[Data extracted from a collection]
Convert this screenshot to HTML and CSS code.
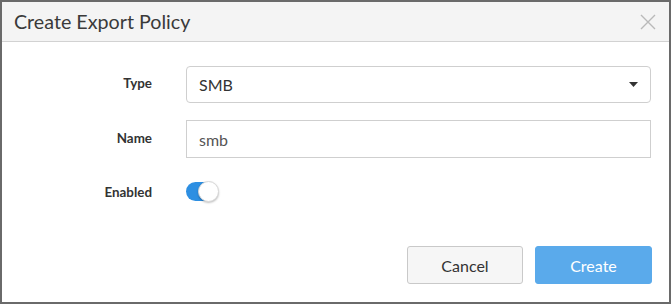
FILE: index.html
```html
<!DOCTYPE html>
<html>
<head>
<meta charset="utf-8">
<link rel="stylesheet" href="styles.css">
</head>
<body>
<div class="dialog">
  <div class="header">
    <span class="title">Create Export Policy</span>
    <svg class="close" width="16" height="16" viewBox="0 0 16 16"><path d="M1 1L15 15M15 1L1 15" stroke="#b9b9b9" stroke-width="1.4" fill="none"/></svg>
  </div>
  <div class="body">
    <div class="row row-type">
      <label class="label">Type</label>
      <div class="select">
        <span>SMB</span>
        <svg class="caret" width="9" height="5" viewBox="0 0 9 5"><path d="M0 0H9L4.5 5Z" fill="#333"/></svg>
      </div>
    </div>
    <div class="row row-name">
      <label class="label">Name</label>
      <div class="input">smb</div>
    </div>
    <div class="row row-enabled">
      <label class="label">Enabled</label>
      <div class="toggle"><span class="knob"></span></div>
    </div>
  </div>
  <div class="footer">
    <button class="btn cancel">Cancel</button>
    <button class="btn create">Create</button>
  </div>
</div>
</body>
</html>
```

FILE: styles.css
```css
html, body {
  margin: 0;
  padding: 0;
  background: #fff;
}
.dialog {
  box-sizing: border-box;
  width: 671px;
  height: 304px;
  border: 2px solid #6a6a6a;
  display: flex;
  flex-direction: column;
  font-family: Lato, "Open Sans", sans-serif;
  color: #333;
}
.header {
  height: 39px;
  background: #f4f4f4;
  border-bottom: 1px solid #d2d2d2;
  display: flex;
  align-items: center;
  justify-content: space-between;
  padding: 0 13px 0 12px;
}
.title {
  font-size: 19.7px;
  color: #3a3a3a;
}
.close {
  display: block;
}
.body {
  padding-top: 24px;
  flex: 1;
}
.row {
  display: grid;
  grid-template-columns: 150px 465px;
  column-gap: 34px;
  align-items: center;
}
.label {
  text-align: right;
  font-weight: bold;
  font-size: 13.4px;
  color: #333;
  padding-bottom: 3px;
}
.row-enabled .label {
  padding-bottom: 0;
}
.select, .input {
  box-sizing: border-box;
  border: 1px solid #cfcfcf;
  display: flex;
  align-items: center;
  padding: 0 12px;
  font-size: 16px;
}
.select {
  height: 37px;
  border-radius: 4px;
  justify-content: space-between;
  color: #333;
}
.row-name {
  margin-top: 17px;
}
.input {
  height: 38px;
  color: #555;
}
.row-enabled {
  margin-top: 24px;
}
.toggle {
  position: relative;
  width: 31px;
  height: 19px;
  border-radius: 10px;
  background: #2d8fe2;
}
.knob {
  position: absolute;
  right: -2px;
  top: -1px;
  width: 19px;
  height: 19px;
  border-radius: 50%;
  background: #fff;
  border: 1px solid #d8d8d8;
  box-shadow: 0 1px 2px rgba(0,0,0,0.25);
}
.footer {
  display: flex;
  justify-content: flex-end;
  gap: 12px;
  padding: 0 17px 18px 0;
}
.btn {
  box-sizing: border-box;
  height: 38px;
  font-family: Lato, "Open Sans", sans-serif;
  font-size: 16px;
  border-radius: 3px;
  cursor: pointer;
}
.cancel {
  width: 116px;
  background: #f6f6f6;
  border: 1px solid #c9c9c9;
  color: #333;
}
.create {
  width: 117px;
  background: #5aaaeb;
  border: 1px solid #5aaaeb;
  color: #fff;
}
```
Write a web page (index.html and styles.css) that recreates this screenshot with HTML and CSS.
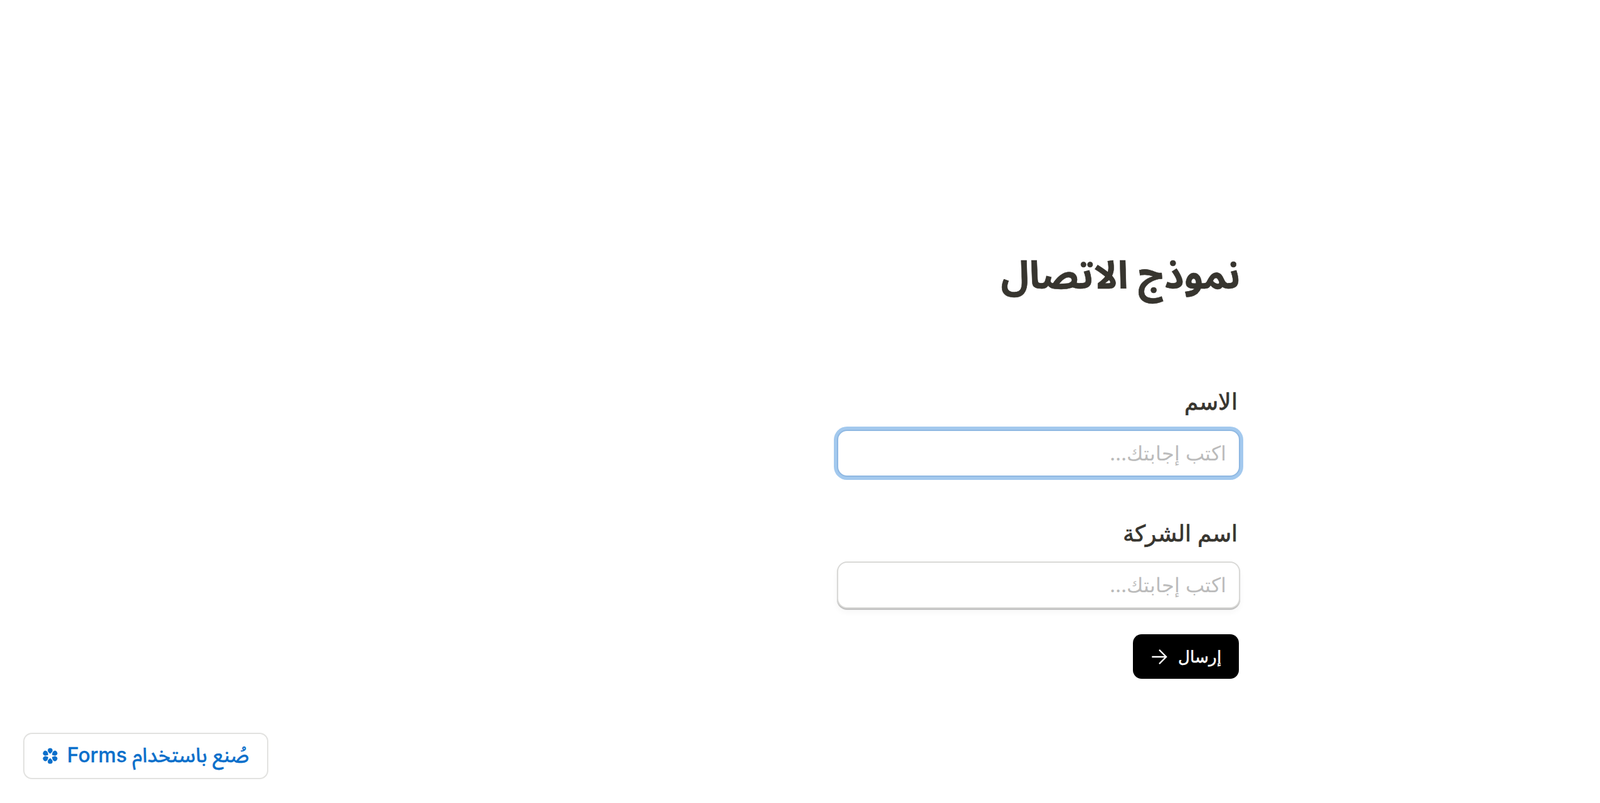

**AIM OF THE TASK:** Word for word, quote the full listing, omitting every picture.

**SOLUTION TO THE EXERCISE:**
Convert this screenshot to HTML and CSS code.
FILE: index.html
```html
<!DOCTYPE html>
<html>
<head>
<meta charset="utf-8">
<link rel="stylesheet" href="styles.css">
</head>
<body>
<div class="dialog">
  <div class="header">
    <span class="title">Create Export Policy</span>
    <svg class="close" width="16" height="16" viewBox="0 0 16 16"><path d="M1 1L15 15M15 1L1 15" stroke="#b9b9b9" stroke-width="1.4" fill="none"/></svg>
  </div>
  <div class="body">
    <div class="row row-type">
      <label class="label">Type</label>
      <div class="select">
        <span>SMB</span>
        <svg class="caret" width="9" height="5" viewBox="0 0 9 5"><path d="M0 0H9L4.5 5Z" fill="#333"/></svg>
      </div>
    </div>
    <div class="row row-name">
      <label class="label">Name</label>
      <div class="input">smb</div>
    </div>
    <div class="row row-enabled">
      <label class="label">Enabled</label>
      <div class="toggle"><span class="knob"></span></div>
    </div>
  </div>
  <div class="footer">
    <button class="btn cancel">Cancel</button>
    <button class="btn create">Create</button>
  </div>
</div>
</body>
</html>
```

FILE: styles.css
```css
html, body {
  margin: 0;
  padding: 0;
  background: #fff;
}
.dialog {
  box-sizing: border-box;
  width: 671px;
  height: 304px;
  border: 2px solid #6a6a6a;
  display: flex;
  flex-direction: column;
  font-family: Lato, "Open Sans", sans-serif;
  color: #333;
}
.header {
  height: 39px;
  background: #f4f4f4;
  border-bottom: 1px solid #d2d2d2;
  display: flex;
  align-items: center;
  justify-content: space-between;
  padding: 0 13px 0 12px;
}
.title {
  font-size: 19.7px;
  color: #3a3a3a;
}
.close {
  display: block;
}
.body {
  padding-top: 24px;
  flex: 1;
}
.row {
  display: grid;
  grid-template-columns: 150px 465px;
  column-gap: 34px;
  align-items: center;
}
.label {
  text-align: right;
  font-weight: bold;
  font-size: 13.4px;
  color: #333;
  padding-bottom: 3px;
}
.row-enabled .label {
  padding-bottom: 0;
}
.select, .input {
  box-sizing: border-box;
  border: 1px solid #cfcfcf;
  display: flex;
  align-items: center;
  padding: 0 12px;
  font-size: 16px;
}
.select {
  height: 37px;
  border-radius: 4px;
  justify-content: space-between;
  color: #333;
}
.row-name {
  margin-top: 17px;
}
.input {
  height: 38px;
  color: #555;
}
.row-enabled {
  margin-top: 24px;
}
.toggle {
  position: relative;
  width: 31px;
  height: 19px;
  border-radius: 10px;
  background: #2d8fe2;
}
.knob {
  position: absolute;
  right: -2px;
  top: -1px;
  width: 19px;
  height: 19px;
  border-radius: 50%;
  background: #fff;
  border: 1px solid #d8d8d8;
  box-shadow: 0 1px 2px rgba(0,0,0,0.25);
}
.footer {
  display: flex;
  justify-content: flex-end;
  gap: 12px;
  padding: 0 17px 18px 0;
}
.btn {
  box-sizing: border-box;
  height: 38px;
  font-family: Lato, "Open Sans", sans-serif;
  font-size: 16px;
  border-radius: 3px;
  cursor: pointer;
}
.cancel {
  width: 116px;
  background: #f6f6f6;
  border: 1px solid #c9c9c9;
  color: #333;
}
.create {
  width: 117px;
  background: #5aaaeb;
  border: 1px solid #5aaaeb;
  color: #fff;
}
```
Write a web page (index.html and styles.css) that recreates this screenshot with HTML and CSS.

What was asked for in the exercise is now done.